(The exercise) Select the lines that hold the word "index" and copy each one.

(Data extract)
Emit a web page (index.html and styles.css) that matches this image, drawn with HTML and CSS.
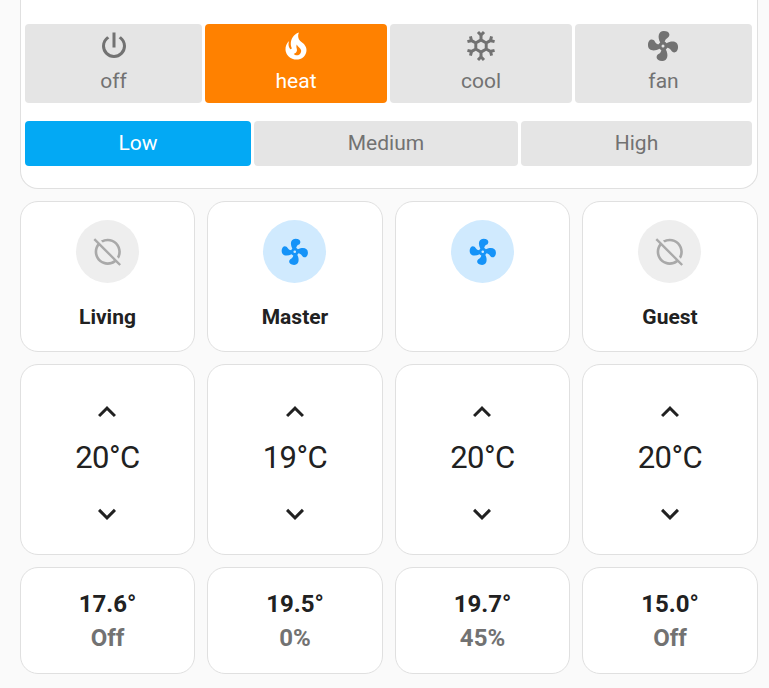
FILE: index.html
```html
<!DOCTYPE html>
<html lang="en">
<head>
<meta charset="utf-8">
<title>Climate</title>
<link rel="stylesheet" href="styles.css">
</head>
<body>
<svg class="defs" width="0" height="0" aria-hidden="true">
  <symbol id="fan" viewBox="0 0 24 24"><path d="M12,11A1,1 0 0,0 11,12A1,1 0 0,0 12,13A1,1 0 0,0 13,12A1,1 0 0,0 12,11M12.5,2C17,2 17.11,5.57 14.75,6.75C13.76,7.24 13.32,8.29 13.13,9.22C13.61,9.42 14.03,9.73 14.35,10.13C18.05,8.13 22.03,8.92 22.03,12.5C22.03,17 18.46,17.1 17.28,14.73C16.78,13.74 15.72,13.3 14.79,13.11C14.59,13.59 14.28,14 13.88,14.34C15.87,18.03 15.08,22 11.5,22C7,22 6.91,18.42 9.27,17.24C10.25,16.75 10.69,15.71 10.89,14.79C10.4,14.59 9.97,14.27 9.65,13.87C5.96,15.85 2,15.07 2,11.5C2,7 5.56,6.89 6.74,9.26C7.24,10.25 8.29,10.68 9.22,10.87C9.41,10.39 9.73,9.97 10.14,9.65C8.15,5.96 8.94,2 12.5,2Z"/></symbol>
  <symbol id="circle-off" viewBox="0 0 24 24"><path d="M22.11 21.46L2.39 1.73L1.11 3L4.06 5.95C2.78 7.63 2 9.72 2 12C2 17.5 6.5 22 12 22C14.28 22 16.37 21.23 18.05 19.94L20.84 22.73L22.11 21.46M12 20C7.58 20 4 16.42 4 12C4 10.27 4.56 8.68 5.5 7.38L16.62 18.5C15.32 19.45 13.73 20 12 20M8.17 4.97L6.72 3.5C8.25 2.56 10.06 2 12 2C17.5 2 22 6.5 22 12C22 13.94 21.44 15.75 20.5 17.28L19.03 15.83C19.65 14.69 20 13.39 20 12C20 7.58 16.42 4 12 4C10.61 4 9.31 4.35 8.17 4.97Z"/></symbol>
  <symbol id="up" viewBox="0 0 24 24"><path d="M7.41,15.41L12,10.83L16.59,15.41L18,14L12,8L6,14L7.41,15.41Z"/></symbol>
  <symbol id="down" viewBox="0 0 24 24"><path d="M7.41,8.58L12,13.17L16.59,8.58L18,10L12,16L6,10L7.41,8.58Z"/></symbol>
</svg>
<main class="dashboard">
  <section class="card controls">
    <div class="modes">
      <button class="btn mode"><svg viewBox="0 0 24 24"><path d="M16.56,5.44L15.11,6.89C16.84,7.94 18,9.83 18,12A6,6 0 0,1 12,18A6,6 0 0,1 6,12C6,9.83 7.16,7.94 8.88,6.88L7.44,5.44C5.36,6.88 4,9.28 4,12A8,8 0 0,0 12,20A8,8 0 0,0 20,12C20,9.28 18.64,6.88 16.56,5.44M13,3H11V13H13"/></svg><span>off</span></button>
      <button class="btn mode heat"><svg viewBox="0 0 24 24"><path d="M17.66 11.2C17.43 10.9 17.15 10.64 16.89 10.38C16.22 9.78 15.46 9.35 14.82 8.72C13.33 7.26 13 4.85 13.95 3C13 3.23 12.17 3.75 11.46 4.32C8.87 6.4 7.85 10.07 9.07 13.22C9.11 13.32 9.15 13.42 9.15 13.55C9.15 13.77 9 13.97 8.8 14.05C8.57 14.15 8.33 14.09 8.14 13.93C8.08 13.88 8.04 13.83 8 13.76C6.87 12.33 6.69 10.28 7.45 8.64C5.78 10 4.87 12.3 5 14.47C5.06 14.97 5.12 15.47 5.29 15.97C5.43 16.57 5.7 17.17 6 17.7C7.08 19.43 8.95 20.67 10.96 20.92C13.1 21.19 15.39 20.8 17.03 19.32C18.86 17.66 19.5 15 18.56 12.72L18.43 12.46C18.22 12 17.66 11.2 17.66 11.2M14.5 17.5C14.22 17.74 13.76 18 13.4 18.1C12.28 18.5 11.16 17.94 10.5 17.28C11.69 17 12.4 16.12 12.61 15.23C12.78 14.43 12.46 13.77 12.33 13C12.21 12.26 12.23 11.63 12.5 10.94C12.69 11.32 12.89 11.7 13.13 12C13.9 13 15.11 13.44 15.37 14.8C15.41 14.94 15.43 15.08 15.43 15.23C15.46 16.05 15.1 16.95 14.5 17.5H14.5Z"/></svg><span>heat</span></button>
      <button class="btn mode"><svg viewBox="0 0 24 24"><path d="M20.79,13.95L18.46,14.57L16.46,13.44V10.56L18.46,9.43L20.79,10.05L21.31,8.12L19.54,7.65L20,5.88L18.07,5.36L17.45,7.69L15.45,8.82L13,7.38V5.12L14.71,3.41L13.29,2L12,3.29L10.71,2L9.29,3.41L11,5.12V7.38L8.5,8.82L6.5,7.69L5.92,5.36L4,5.88L4.47,7.65L2.7,8.12L3.22,10.05L5.55,9.43L7.55,10.56V13.45L5.55,14.58L3.22,13.96L2.7,15.89L4.47,16.36L4,18.12L5.93,18.64L6.55,16.31L8.55,15.18L11,16.62V18.88L9.29,20.59L10.71,22L12,20.71L13.29,22L14.7,20.59L13,18.88V16.62L15.5,15.17L17.5,16.3L18.12,18.63L20,18.12L19.53,16.35L21.3,15.88L20.79,13.95M9.5,10.56L12,9.11L14.5,10.56V13.44L12,14.89L9.5,13.44V10.56Z"/></svg><span>cool</span></button>
      <button class="btn mode"><svg><use href="#fan"/></svg><span>fan</span></button>
    </div>
    <div class="speeds">
      <button class="btn low">Low</button>
      <button class="btn">Medium</button>
      <button class="btn">High</button>
    </div>
  </section>
  <section class="row">
    <div class="card zone"><div class="badge"><svg><use href="#circle-off"/></svg></div><span>Living</span></div>
    <div class="card zone"><div class="badge on"><svg><use href="#fan"/></svg></div><span>Master</span></div>
    <div class="card zone"><div class="badge on"><svg><use href="#fan"/></svg></div></div>
    <div class="card zone"><div class="badge"><svg><use href="#circle-off"/></svg></div><span>Guest</span></div>
  </section>
  <section class="row">
    <div class="card target"><svg><use href="#up"/></svg><span>20°C</span><svg><use href="#down"/></svg></div>
    <div class="card target"><svg><use href="#up"/></svg><span>19°C</span><svg><use href="#down"/></svg></div>
    <div class="card target"><svg><use href="#up"/></svg><span>20°C</span><svg><use href="#down"/></svg></div>
    <div class="card target"><svg><use href="#up"/></svg><span>20°C</span><svg><use href="#down"/></svg></div>
  </section>
  <section class="row">
    <div class="card reading"><span>17.6°</span><span class="state">Off</span></div>
    <div class="card reading"><span>19.5°</span><span class="state">0%</span></div>
    <div class="card reading"><span>19.7°</span><span class="state">45%</span></div>
    <div class="card reading"><span>15.0°</span><span class="state">Off</span></div>
  </section>
</main>
</body>
</html>
```
FILE: styles.css
```css
* { box-sizing: border-box; }

body {
  margin: 0;
  background: #fafafa;
  color: #212121;
  font-family: Roboto, "Liberation Sans", sans-serif;
  overflow: hidden;
}

svg { display: block; fill: currentColor; }
.defs { display: block; height: 0; }

.dashboard {
  width: 738px;
  margin-left: 20px;
  display: flex;
  flex-direction: column;
  gap: 12px;
}

.card {
  background: #fff;
  border: 1px solid #e0e0e0;
  border-radius: 18px;
}

.controls {
  height: 189px;
  padding: 24px 5px 0 4px;
  border-top: 0;
  border-radius: 0 0 18px 18px;
}

.modes, .speeds { display: grid; gap: 3px; }
.modes { grid-template-columns: 177px 182px 182px 177px; }
.speeds { grid-template-columns: 226px 264px 231px; margin-top: 18px; }

.btn {
  height: 45px;
  padding: 0 0 2px;
  border: 0;
  border-radius: 4px;
  background: #e5e5e5;
  color: #727272;
  font: 400 21px/24px Roboto, "Liberation Sans", sans-serif;
}

.mode {
  height: 79px;
  display: flex;
  flex-direction: column;
  align-items: center;
  padding-top: 4px;
}

.mode svg { width: 36px; height: 36px; }
.mode:last-child svg { margin-right: 1px; }
.mode span { margin-top: 5px; }
.heat { background: #ff8100; color: #fff; }
.low { background: #03a9f4; color: #fff; }

.row {
  display: grid;
  grid-template-columns: 175px 176px 175px 176px;
  gap: 12px;
}

.row .card {
  display: flex;
  flex-direction: column;
  align-items: center;
}

.zone {
  height: 151px;
  padding-top: 18px;
  font-size: 21px;
  font-weight: 700;
  line-height: 30px;
}

.zone span { margin-top: 19px; }

.badge {
  width: 63px;
  height: 63px;
  display: flex;
  align-items: center;
  justify-content: center;
  border-radius: 50%;
  background: #eee;
  color: #a9a9a9;
}

.zone:nth-child(even) .badge { margin-right: 1px; }

.badge svg { width: 31.5px; height: 31.5px; }
.badge.on { background: #d0eafe; color: #1593f8; }

.target {
  height: 191px;
  padding-top: 29px;
  font-size: 31px;
  letter-spacing: -0.5px;
  line-height: 42px;
}

.target svg { width: 36px; height: 36px; }
.target:nth-child(odd) svg { margin-right: 1px; }
.target span { margin: 7px 0 17px; }

.reading {
  height: 107px;
  padding-top: 19px;
  font-size: 24px;
  font-weight: 700;
  line-height: 34px;
}

.state { color: #727272; }
```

(Correct response)
Emit a web page (index.html and styles.css) that matches this image, drawn with HTML and CSS.
FILE: index.html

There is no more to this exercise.